RECORDED INFORMATION —

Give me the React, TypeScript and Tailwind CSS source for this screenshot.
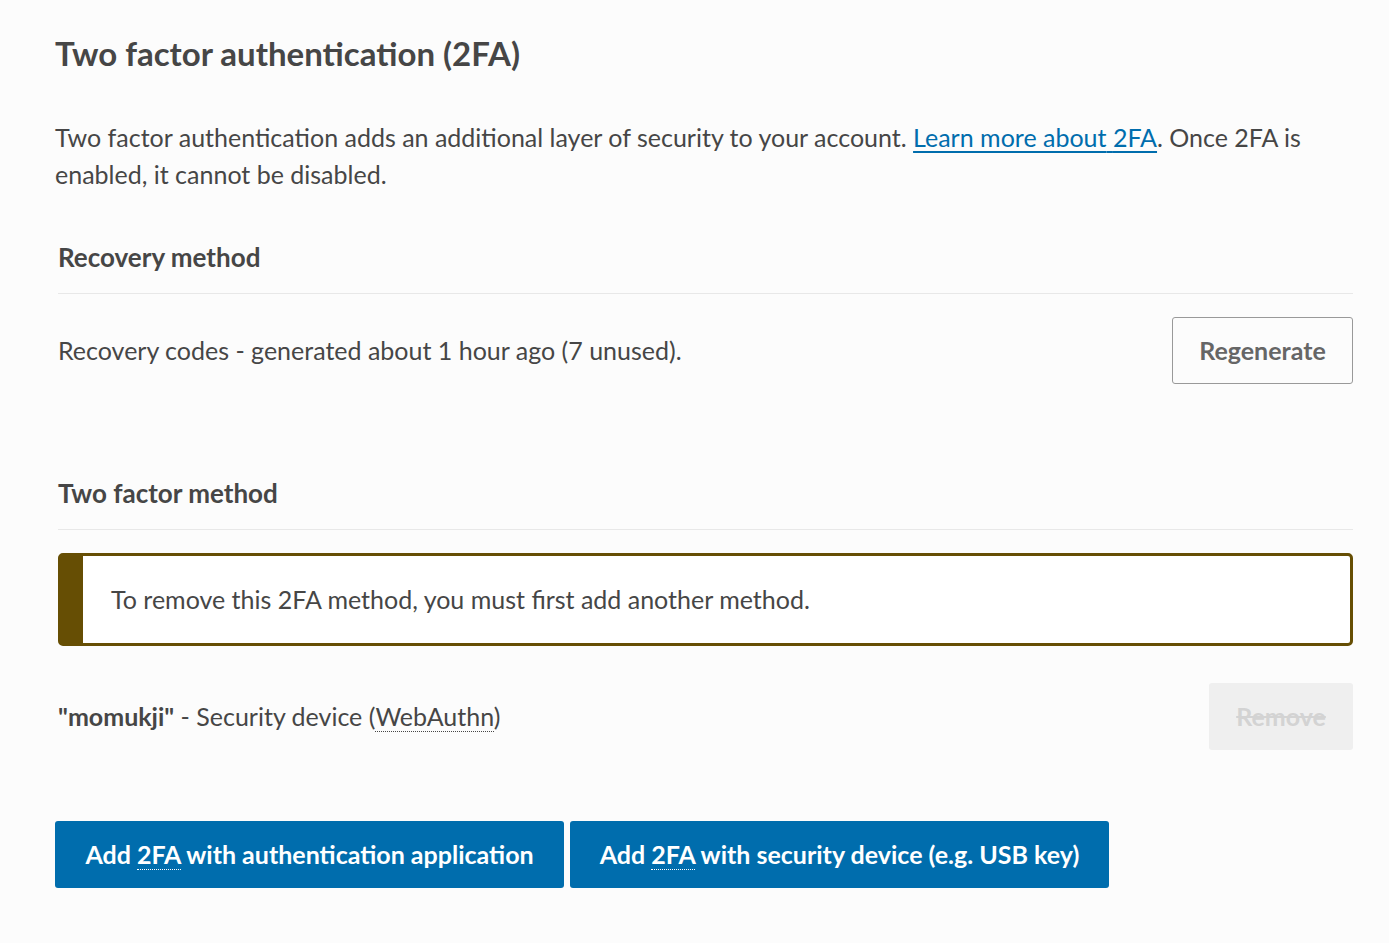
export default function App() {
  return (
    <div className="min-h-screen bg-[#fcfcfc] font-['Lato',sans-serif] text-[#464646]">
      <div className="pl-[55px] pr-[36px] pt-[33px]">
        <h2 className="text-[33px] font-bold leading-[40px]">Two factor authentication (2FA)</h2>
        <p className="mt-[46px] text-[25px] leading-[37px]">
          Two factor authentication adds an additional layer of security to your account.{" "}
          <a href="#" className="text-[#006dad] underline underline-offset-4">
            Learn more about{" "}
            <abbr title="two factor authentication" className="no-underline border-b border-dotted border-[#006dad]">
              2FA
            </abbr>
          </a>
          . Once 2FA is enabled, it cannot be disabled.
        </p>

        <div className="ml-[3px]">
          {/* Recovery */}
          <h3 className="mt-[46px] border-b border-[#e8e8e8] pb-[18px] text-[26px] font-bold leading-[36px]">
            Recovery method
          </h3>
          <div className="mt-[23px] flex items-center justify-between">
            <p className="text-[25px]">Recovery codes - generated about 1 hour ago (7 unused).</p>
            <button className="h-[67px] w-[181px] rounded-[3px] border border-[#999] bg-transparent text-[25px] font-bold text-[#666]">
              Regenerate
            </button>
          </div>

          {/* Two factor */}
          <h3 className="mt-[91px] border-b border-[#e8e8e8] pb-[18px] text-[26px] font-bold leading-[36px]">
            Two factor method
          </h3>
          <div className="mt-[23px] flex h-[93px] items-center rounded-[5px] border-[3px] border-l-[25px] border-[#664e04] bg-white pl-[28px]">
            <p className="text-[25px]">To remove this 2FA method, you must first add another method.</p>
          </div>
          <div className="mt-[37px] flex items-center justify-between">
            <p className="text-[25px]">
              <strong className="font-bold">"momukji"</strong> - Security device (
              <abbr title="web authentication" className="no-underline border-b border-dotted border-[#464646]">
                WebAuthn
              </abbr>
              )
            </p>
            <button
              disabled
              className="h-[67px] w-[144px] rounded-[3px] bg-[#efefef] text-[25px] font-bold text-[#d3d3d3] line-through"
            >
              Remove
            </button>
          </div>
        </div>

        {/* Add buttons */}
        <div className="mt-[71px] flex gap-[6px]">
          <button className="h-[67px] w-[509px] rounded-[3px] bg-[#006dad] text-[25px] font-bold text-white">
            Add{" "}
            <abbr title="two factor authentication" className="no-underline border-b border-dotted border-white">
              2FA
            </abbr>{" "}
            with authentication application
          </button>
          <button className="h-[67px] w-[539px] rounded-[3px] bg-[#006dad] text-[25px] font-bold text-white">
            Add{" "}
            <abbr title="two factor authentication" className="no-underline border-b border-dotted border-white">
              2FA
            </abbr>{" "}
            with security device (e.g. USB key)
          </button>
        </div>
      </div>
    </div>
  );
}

GOAL — Repeat the material above verbatim. Leave the pictures behind.

ANSWER TO THIS TASK —
Give me the React, TypeScript and Tailwind CSS source for this screenshot.
export default function App() {
  return (
    <div className="min-h-screen bg-[#fcfcfc] font-['Lato',sans-serif] text-[#464646]">
      <div className="pl-[55px] pr-[36px] pt-[33px]">
        <h2 className="text-[33px] font-bold leading-[40px]">Two factor authentication (2FA)</h2>
        <p className="mt-[46px] text-[25px] leading-[37px]">
          Two factor authentication adds an additional layer of security to your account.{" "}
          <a href="#" className="text-[#006dad] underline underline-offset-4">
            Learn more about{" "}
            <abbr title="two factor authentication" className="no-underline border-b border-dotted border-[#006dad]">
              2FA
            </abbr>
          </a>
          . Once 2FA is enabled, it cannot be disabled.
        </p>

        <div className="ml-[3px]">
          {/* Recovery */}
          <h3 className="mt-[46px] border-b border-[#e8e8e8] pb-[18px] text-[26px] font-bold leading-[36px]">
            Recovery method
          </h3>
          <div className="mt-[23px] flex items-center justify-between">
            <p className="text-[25px]">Recovery codes - generated about 1 hour ago (7 unused).</p>
            <button className="h-[67px] w-[181px] rounded-[3px] border border-[#999] bg-transparent text-[25px] font-bold text-[#666]">
              Regenerate
            </button>
          </div>

          {/* Two factor */}
          <h3 className="mt-[91px] border-b border-[#e8e8e8] pb-[18px] text-[26px] font-bold leading-[36px]">
            Two factor method
          </h3>
          <div className="mt-[23px] flex h-[93px] items-center rounded-[5px] border-[3px] border-l-[25px] border-[#664e04] bg-white pl-[28px]">
            <p className="text-[25px]">To remove this 2FA method, you must first add another method.</p>
          </div>
          <div className="mt-[37px] flex items-center justify-between">
            <p className="text-[25px]">
              <strong className="font-bold">"momukji"</strong> - Security device (
              <abbr title="web authentication" className="no-underline border-b border-dotted border-[#464646]">
                WebAuthn
              </abbr>
              )
            </p>
            <button
              disabled
              className="h-[67px] w-[144px] rounded-[3px] bg-[#efefef] text-[25px] font-bold text-[#d3d3d3] line-through"
            >
              Remove
            </button>
          </div>
        </div>

        {/* Add buttons */}
        <div className="mt-[71px] flex gap-[6px]">
          <button className="h-[67px] w-[509px] rounded-[3px] bg-[#006dad] text-[25px] font-bold text-white">
            Add{" "}
            <abbr title="two factor authentication" className="no-underline border-b border-dotted border-white">
              2FA
            </abbr>{" "}
            with authentication application
          </button>
          <button className="h-[67px] w-[539px] rounded-[3px] bg-[#006dad] text-[25px] font-bold text-white">
            Add{" "}
            <abbr title="two factor authentication" className="no-underline border-b border-dotted border-white">
              2FA
            </abbr>{" "}
            with security device (e.g. USB key)
          </button>
        </div>
      </div>
    </div>
  );
}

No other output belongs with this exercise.